FASTGRASS implementation in BISON and Fission gas behavior characterization in UO 2 and connection to validating MARMOT

This activity is supported by the US Nuclear Energy Advanced Modeling and Simulation (NEAMS) Fuels Product Line (FPL). Two major accomplishments in FY 15 are summarized in this report: (1) implementation of the FASTGRASS module in the BISON code; and (2) a Xe implantation experiment for large-grained UO2. Both BISON AND MARMOT codes have been developed by Idaho National Laboratory (INL) to enable next generation fuel performance modeling capability as part of the NEAMS Program FPL. To contribute to the development of the Moose-Bison-Marmot (MBM) code suite, we have implemented the FASTGRASS fission gas model as a module in the BISON code.
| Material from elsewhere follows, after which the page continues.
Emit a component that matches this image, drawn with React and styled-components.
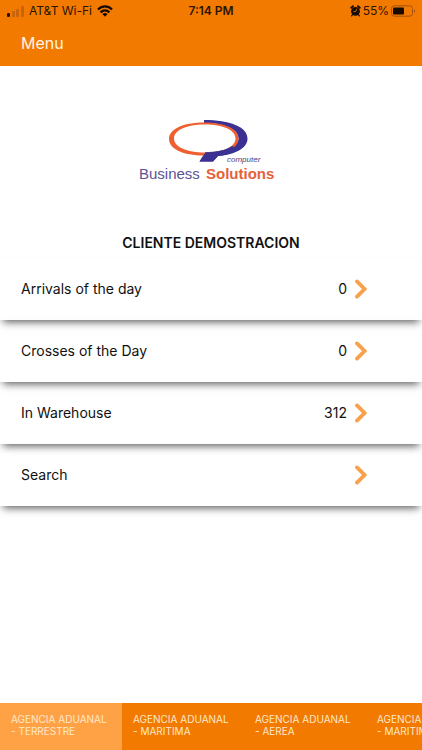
import React, { useState } from "react";
import styled, { createGlobalStyle } from "styled-components";

const GlobalStyle = createGlobalStyle`
  :root {
    --clr-primary: #f27a00;
    --clr-primary-light: #ffa246;
    --clr-text: #111111;
  }

  * {
    box-sizing: border-box;
  }

  body {
    margin: 0;
    background: #ffffff;
    color: var(--clr-text);
    font-family: Inter, "Liberation Sans", sans-serif;
  }

  button {
    border: 0;
    font-family: inherit;
    cursor: pointer;
  }
`;

const Page = styled.div`
  display: flex;
  flex-direction: column;
  height: 100vh;
`;

const Header = styled.header`
  flex: none;
  background: var(--clr-primary);
  padding-bottom: 12px;
`;

const StatusBar = styled.div`
  display: grid;
  grid-template-columns: 1fr auto 1fr;
  align-items: center;
  height: 22px;
  padding: 0 6px;
  font-size: 12px;
  line-height: 22px;
  color: #2b1500;
`;

const StatusGroup = styled.div`
  display: flex;
  align-items: center;
  justify-content: ${({ $end }) => ($end ? "flex-end" : "flex-start")};
  gap: ${({ $end }) => ($end ? "2px" : "5px")};
`;

const Clock = styled.time`
  font-weight: 600;
`;

const Title = styled.h1`
  margin: 10px 21px 0;
  font-size: 16px;
  font-weight: 400;
  line-height: 22px;
  color: #fff3e0;
`;

const Content = styled.main`
  flex: 1;
  min-height: 0;
  overflow-y: auto;
  padding-top: 50px;
`;

const Logo = styled.svg`
  display: block;
  margin: 0 auto;
`;

const ClientName = styled.h2`
  margin: 49px 0 5px;
  font-size: 14px;
  font-weight: 600;
  line-height: 20px;
  text-align: center;
`;

const List = styled.nav`
  display: flex;
  flex-direction: column;
`;

const Row = styled.a`
  display: grid;
  grid-template-columns: 1fr auto 12px;
  align-items: center;
  column-gap: 8px;
  height: 62px;
  padding: 0 55px 0 21px;
  font-size: 14px;
  line-height: 20px;
  color: inherit;
  text-decoration: none;
  box-shadow: 0 5px 8px -3px rgba(0, 0, 0, 0.65);
`;

const Tabs = styled.div`
  flex: none;
  display: flex;
  overflow-x: auto;
  scrollbar-width: none;
  background: var(--clr-primary);
`;

const Tab = styled.button`
  flex: none;
  width: 122px;
  height: 47px;
  padding: 0 0 3px 11px;
  background: ${({ $active }) =>
    $active ? "var(--clr-primary-light)" : "transparent"};
  color: #ffe8c8;
  font-size: 10px;
  line-height: 12px;
  text-align: left;
`;

const TabLine = styled.span`
  display: block;
`;

const rows = [
  { label: "Arrivals of the day", value: 0 },
  { label: "Crosses of the Day", value: 0 },
  { label: "In Warehouse", value: 312 },
  { label: "Search", value: null },
];

const agencies = ["TERRESTRE", "MARITIMA", "AEREA", "MARITIMA"];

function SignalIcon() {
  return (
    <svg width="18" height="12" viewBox="0 0 18 12" aria-hidden="true">
      <rect x="1" y="8" width="3" height="4" rx="1" fill="#2b1500" />
      <g fill="#c96508">
        <rect x="6" y="6" width="3" height="6" rx="1" />
        <rect x="10" y="4" width="3" height="8" rx="1" />
        <rect x="15" y="1" width="3" height="11" rx="1" />
      </g>
    </svg>
  );
}

function WifiIcon() {
  return (
    <svg width="16" height="12" viewBox="0 0 16 12" aria-hidden="true">
      <g fill="none" stroke="#170b00" strokeWidth="2.2">
        <path d="M1 4.6C5 .4 11 .4 15 4.6" />
        <path d="M3.6 7.4C6.2 4.8 9.8 4.8 12.4 7.4" />
      </g>
      <path d="M5.4 9.1Q8 6.9 10.6 9.1L8 11.8Z" fill="#170b00" />
    </svg>
  );
}

function AlarmIcon() {
  return (
    <svg width="11" height="12" viewBox="0 0 11 12" aria-hidden="true">
      <g stroke="#170b00" strokeLinecap="round">
        <path d="M1.2 2.7 3 1.2M8 1.2l1.8 1.5" strokeWidth="1.8" />
        <path d="M2.6 9.7 1.6 10.8M8.4 9.7l1 1.1" strokeWidth="1.2" />
      </g>
      <circle cx="5.5" cy="6.3" r="4.4" fill="#170b00" />
      <path
        d="M6.7 3.8 5.6 6.6H3.3"
        fill="none"
        stroke="#f27a00"
        strokeWidth=".8"
      />
    </svg>
  );
}

function BatteryIcon() {
  return (
    <svg width="25" height="12" viewBox="0 0 25 12" aria-hidden="true">
      <rect
        x=".5"
        y=".8"
        width="21"
        height="10.4"
        rx="2.8"
        fill="none"
        stroke="#a65208"
      />
      <rect x="2" y="2.5" width="11" height="7" rx="1.2" fill="#170b00" />
      <path d="M23 4.2Q25.2 6 23 7.8Z" fill="#a65208" />
    </svg>
  );
}

function ChevronIcon() {
  return (
    <svg width="12" height="20" viewBox="0 0 12 20" aria-hidden="true">
      <path
        d="M2 2.4 9.6 10 2 17.6"
        fill="none"
        stroke="#f9a04b"
        strokeWidth="3.8"
        strokeLinecap="round"
      />
    </svg>
  );
}

function CompanyLogo() {
  return (
    <Logo
      width="144"
      height="68"
      viewBox="0 0 144 68"
      role="img"
      aria-label="Business Solutions computer"
    >
      {/* blue crescent */}
      <path
        d="M65 4C91 4 108.5 11 108.5 22.5C108.5 32 97 38.5 79 40L74 45.5H60.5L66.5 36C86 36 99.5 31 99.5 22.5C99.5 13 85 7 65 7Z"
        fill="#3a3192"
      />
      {/* orange ring, thick on the left and thin on the right */}
      <path
        fillRule="evenodd"
        d="M65 6.5C44 6.5 30 13 30 23C30 33 44 39.5 65 39.5C86 39.5 99.5 32 99.5 22.5C99.5 13 86 6.5 65 6.5ZM66 8.5C84 8.5 96.5 14 96.5 22.5C96.5 31 84 36.5 66 36.5C48 36.5 35 31 35 22.5C35 14 48 8.5 66 8.5Z"
        fill="#ee6030"
      />
      {/* tail, laid over the bottom of the ring */}
      <path
        d="M66.5 36.5C78 36.3 88 33.8 93 30L98 32C93 37 86 39.4 79 40L74 45.5H60.5Z"
        fill="#3a3192"
      />
      <g fontFamily="Liberation Sans, sans-serif">
        <text x="88" y="46" fontSize="8" fontStyle="italic" fill="#494184">
          computer
        </text>
        <text x="0" y="63" fontSize="15" fill="#5b5494">
          Business
        </text>
        <text x="67" y="63" fontSize="15" fontWeight="700" fill="#e4623a">
          Solutions
        </text>
      </g>
    </Logo>
  );
}

export default function App() {
  const [active, setActive] = useState(0);

  return (
    <Page>
      <GlobalStyle />
      <Header>
        <StatusBar>
          <StatusGroup>
            <SignalIcon />
            <span>AT&amp;T Wi-Fi</span>
            <WifiIcon />
          </StatusGroup>
          <Clock>7:14 PM</Clock>
          <StatusGroup $end>
            <AlarmIcon />
            <span>55%</span>
            <BatteryIcon />
          </StatusGroup>
        </StatusBar>
        <Title>Menu</Title>
      </Header>
      <Content>
        <CompanyLogo />
        <ClientName>CLIENTE DEMOSTRACION</ClientName>
        <List>
          {rows.map(({ label, value }) => (
            <Row key={label} href="#">
              <span>{label}</span>
              <span>{value}</span>
              <ChevronIcon />
            </Row>
          ))}
        </List>
      </Content>
      <Tabs role="tablist">
        {agencies.map((name, index) => (
          <Tab
            key={index}
            role="tab"
            aria-selected={index === active}
            $active={index === active}
            onClick={() => setActive(index)}
          >
            <TabLine>AGENCIA ADUANAL</TabLine>
            <TabLine>- {name}</TabLine>
          </Tab>
        ))}
      </Tabs>
    </Page>
  );
}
Based on rate theory formulations, the coupled FASTGRASS module in BISON is capable of modeling LWR oxide fuel fission gas behavior and fission gas release. In addition, we conducted a Xe implantation experiment at the Argonne Tandem Linac Accelerator System (ATLAS) in order to produce the needed UO2 samples with desired bubble morphology. With these samples, further experiments to study the fission gas diffusivity are planned to provide validation data for the Fission Gas Release Model in MARMOT codes.